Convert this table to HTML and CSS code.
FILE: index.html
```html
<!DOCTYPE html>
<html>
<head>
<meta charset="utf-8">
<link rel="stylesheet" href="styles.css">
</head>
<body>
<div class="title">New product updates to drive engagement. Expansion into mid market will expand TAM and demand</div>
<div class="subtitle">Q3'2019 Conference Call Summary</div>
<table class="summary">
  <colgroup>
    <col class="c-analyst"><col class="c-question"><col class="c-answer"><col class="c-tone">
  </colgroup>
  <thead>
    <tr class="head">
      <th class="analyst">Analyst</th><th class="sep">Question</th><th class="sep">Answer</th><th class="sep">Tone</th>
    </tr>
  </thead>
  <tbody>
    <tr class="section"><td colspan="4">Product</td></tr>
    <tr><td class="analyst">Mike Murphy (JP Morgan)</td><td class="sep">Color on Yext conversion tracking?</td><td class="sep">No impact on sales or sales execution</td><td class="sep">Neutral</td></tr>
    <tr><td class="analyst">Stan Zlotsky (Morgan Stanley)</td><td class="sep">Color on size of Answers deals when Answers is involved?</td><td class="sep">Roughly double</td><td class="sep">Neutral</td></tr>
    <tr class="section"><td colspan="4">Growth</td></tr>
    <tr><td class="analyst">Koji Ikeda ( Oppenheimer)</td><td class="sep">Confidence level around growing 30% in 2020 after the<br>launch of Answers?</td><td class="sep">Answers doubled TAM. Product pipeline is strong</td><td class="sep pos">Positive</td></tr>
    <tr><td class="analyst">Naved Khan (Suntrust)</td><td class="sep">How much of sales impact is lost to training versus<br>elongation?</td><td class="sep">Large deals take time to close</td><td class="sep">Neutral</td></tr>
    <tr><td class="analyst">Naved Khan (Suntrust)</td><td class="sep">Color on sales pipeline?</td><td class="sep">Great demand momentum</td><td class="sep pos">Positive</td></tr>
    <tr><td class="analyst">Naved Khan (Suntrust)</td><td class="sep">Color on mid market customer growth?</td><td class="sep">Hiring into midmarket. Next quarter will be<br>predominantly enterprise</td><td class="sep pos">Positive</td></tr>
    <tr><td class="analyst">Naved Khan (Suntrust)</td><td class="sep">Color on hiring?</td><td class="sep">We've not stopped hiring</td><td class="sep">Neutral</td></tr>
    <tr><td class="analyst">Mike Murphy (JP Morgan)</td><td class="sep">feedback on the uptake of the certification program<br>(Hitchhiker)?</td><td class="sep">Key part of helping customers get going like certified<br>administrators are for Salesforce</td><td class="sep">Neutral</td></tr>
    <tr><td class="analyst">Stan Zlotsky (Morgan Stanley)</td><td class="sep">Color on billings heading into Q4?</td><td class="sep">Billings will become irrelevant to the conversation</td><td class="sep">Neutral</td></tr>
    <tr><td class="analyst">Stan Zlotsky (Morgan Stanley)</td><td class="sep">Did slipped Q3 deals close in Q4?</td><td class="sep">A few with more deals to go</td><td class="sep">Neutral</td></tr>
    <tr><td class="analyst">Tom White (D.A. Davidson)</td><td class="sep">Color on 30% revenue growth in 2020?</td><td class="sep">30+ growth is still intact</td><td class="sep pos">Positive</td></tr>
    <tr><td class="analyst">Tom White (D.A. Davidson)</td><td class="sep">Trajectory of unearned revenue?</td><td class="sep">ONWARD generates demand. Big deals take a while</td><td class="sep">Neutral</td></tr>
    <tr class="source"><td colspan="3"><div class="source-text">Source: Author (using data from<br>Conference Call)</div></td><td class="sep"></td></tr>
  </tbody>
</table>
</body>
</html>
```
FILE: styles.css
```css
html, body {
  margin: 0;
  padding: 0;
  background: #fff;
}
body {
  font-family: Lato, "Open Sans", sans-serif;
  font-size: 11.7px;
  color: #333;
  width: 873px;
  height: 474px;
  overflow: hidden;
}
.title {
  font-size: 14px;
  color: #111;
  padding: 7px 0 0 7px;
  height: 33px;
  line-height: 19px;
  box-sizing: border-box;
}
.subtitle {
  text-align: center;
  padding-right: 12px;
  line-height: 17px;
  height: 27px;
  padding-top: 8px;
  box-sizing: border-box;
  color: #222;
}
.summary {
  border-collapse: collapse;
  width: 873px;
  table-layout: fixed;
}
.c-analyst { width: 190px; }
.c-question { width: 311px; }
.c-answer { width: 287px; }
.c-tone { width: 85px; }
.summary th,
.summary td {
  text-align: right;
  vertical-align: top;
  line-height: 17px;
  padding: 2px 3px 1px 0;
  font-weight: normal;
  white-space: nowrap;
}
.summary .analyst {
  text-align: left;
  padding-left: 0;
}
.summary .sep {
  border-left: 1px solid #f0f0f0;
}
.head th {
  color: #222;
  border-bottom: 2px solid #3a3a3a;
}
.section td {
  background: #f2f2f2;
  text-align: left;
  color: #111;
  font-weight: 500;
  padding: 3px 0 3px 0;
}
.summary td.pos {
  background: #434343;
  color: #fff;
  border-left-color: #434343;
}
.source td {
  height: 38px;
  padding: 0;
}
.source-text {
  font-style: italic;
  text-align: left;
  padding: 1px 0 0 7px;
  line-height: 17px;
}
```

* Exercise goal *
Faithfully transcribe the whole of the data.

* The output *
Convert this table to HTML and CSS code.
FILE: index.html
```html
<!DOCTYPE html>
<html>
<head>
<meta charset="utf-8">
<link rel="stylesheet" href="styles.css">
</head>
<body>
<div class="title">New product updates to drive engagement. Expansion into mid market will expand TAM and demand</div>
<div class="subtitle">Q3'2019 Conference Call Summary</div>
<table class="summary">
  <colgroup>
    <col class="c-analyst"><col class="c-question"><col class="c-answer"><col class="c-tone">
  </colgroup>
  <thead>
    <tr class="head">
      <th class="analyst">Analyst</th><th class="sep">Question</th><th class="sep">Answer</th><th class="sep">Tone</th>
    </tr>
  </thead>
  <tbody>
    <tr class="section"><td colspan="4">Product</td></tr>
    <tr><td class="analyst">Mike Murphy (JP Morgan)</td><td class="sep">Color on Yext conversion tracking?</td><td class="sep">No impact on sales or sales execution</td><td class="sep">Neutral</td></tr>
    <tr><td class="analyst">Stan Zlotsky (Morgan Stanley)</td><td class="sep">Color on size of Answers deals when Answers is involved?</td><td class="sep">Roughly double</td><td class="sep">Neutral</td></tr>
    <tr class="section"><td colspan="4">Growth</td></tr>
    <tr><td class="analyst">Koji Ikeda ( Oppenheimer)</td><td class="sep">Confidence level around growing 30% in 2020 after the<br>launch of Answers?</td><td class="sep">Answers doubled TAM. Product pipeline is strong</td><td class="sep pos">Positive</td></tr>
    <tr><td class="analyst">Naved Khan (Suntrust)</td><td class="sep">How much of sales impact is lost to training versus<br>elongation?</td><td class="sep">Large deals take time to close</td><td class="sep">Neutral</td></tr>
    <tr><td class="analyst">Naved Khan (Suntrust)</td><td class="sep">Color on sales pipeline?</td><td class="sep">Great demand momentum</td><td class="sep pos">Positive</td></tr>
    <tr><td class="analyst">Naved Khan (Suntrust)</td><td class="sep">Color on mid market customer growth?</td><td class="sep">Hiring into midmarket. Next quarter will be<br>predominantly enterprise</td><td class="sep pos">Positive</td></tr>
    <tr><td class="analyst">Naved Khan (Suntrust)</td><td class="sep">Color on hiring?</td><td class="sep">We've not stopped hiring</td><td class="sep">Neutral</td></tr>
    <tr><td class="analyst">Mike Murphy (JP Morgan)</td><td class="sep">feedback on the uptake of the certification program<br>(Hitchhiker)?</td><td class="sep">Key part of helping customers get going like certified<br>administrators are for Salesforce</td><td class="sep">Neutral</td></tr>
    <tr><td class="analyst">Stan Zlotsky (Morgan Stanley)</td><td class="sep">Color on billings heading into Q4?</td><td class="sep">Billings will become irrelevant to the conversation</td><td class="sep">Neutral</td></tr>
    <tr><td class="analyst">Stan Zlotsky (Morgan Stanley)</td><td class="sep">Did slipped Q3 deals close in Q4?</td><td class="sep">A few with more deals to go</td><td class="sep">Neutral</td></tr>
    <tr><td class="analyst">Tom White (D.A. Davidson)</td><td class="sep">Color on 30% revenue growth in 2020?</td><td class="sep">30+ growth is still intact</td><td class="sep pos">Positive</td></tr>
    <tr><td class="analyst">Tom White (D.A. Davidson)</td><td class="sep">Trajectory of unearned revenue?</td><td class="sep">ONWARD generates demand. Big deals take a while</td><td class="sep">Neutral</td></tr>
    <tr class="source"><td colspan="3"><div class="source-text">Source: Author (using data from<br>Conference Call)</div></td><td class="sep"></td></tr>
  </tbody>
</table>
</body>
</html>
```
FILE: styles.css
```css
html, body {
  margin: 0;
  padding: 0;
  background: #fff;
}
body {
  font-family: Lato, "Open Sans", sans-serif;
  font-size: 11.7px;
  color: #333;
  width: 873px;
  height: 474px;
  overflow: hidden;
}
.title {
  font-size: 14px;
  color: #111;
  padding: 7px 0 0 7px;
  height: 33px;
  line-height: 19px;
  box-sizing: border-box;
}
.subtitle {
  text-align: center;
  padding-right: 12px;
  line-height: 17px;
  height: 27px;
  padding-top: 8px;
  box-sizing: border-box;
  color: #222;
}
.summary {
  border-collapse: collapse;
  width: 873px;
  table-layout: fixed;
}
.c-analyst { width: 190px; }
.c-question { width: 311px; }
.c-answer { width: 287px; }
.c-tone { width: 85px; }
.summary th,
.summary td {
  text-align: right;
  vertical-align: top;
  line-height: 17px;
  padding: 2px 3px 1px 0;
  font-weight: normal;
  white-space: nowrap;
}
.summary .analyst {
  text-align: left;
  padding-left: 0;
}
.summary .sep {
  border-left: 1px solid #f0f0f0;
}
.head th {
  color: #222;
  border-bottom: 2px solid #3a3a3a;
}
.section td {
  background: #f2f2f2;
  text-align: left;
  color: #111;
  font-weight: 500;
  padding: 3px 0 3px 0;
}
.summary td.pos {
  background: #434343;
  color: #fff;
  border-left-color: #434343;
}
.source td {
  height: 38px;
  padding: 0;
}
.source-text {
  font-style: italic;
  text-align: left;
  padding: 1px 0 0 7px;
  line-height: 17px;
}
```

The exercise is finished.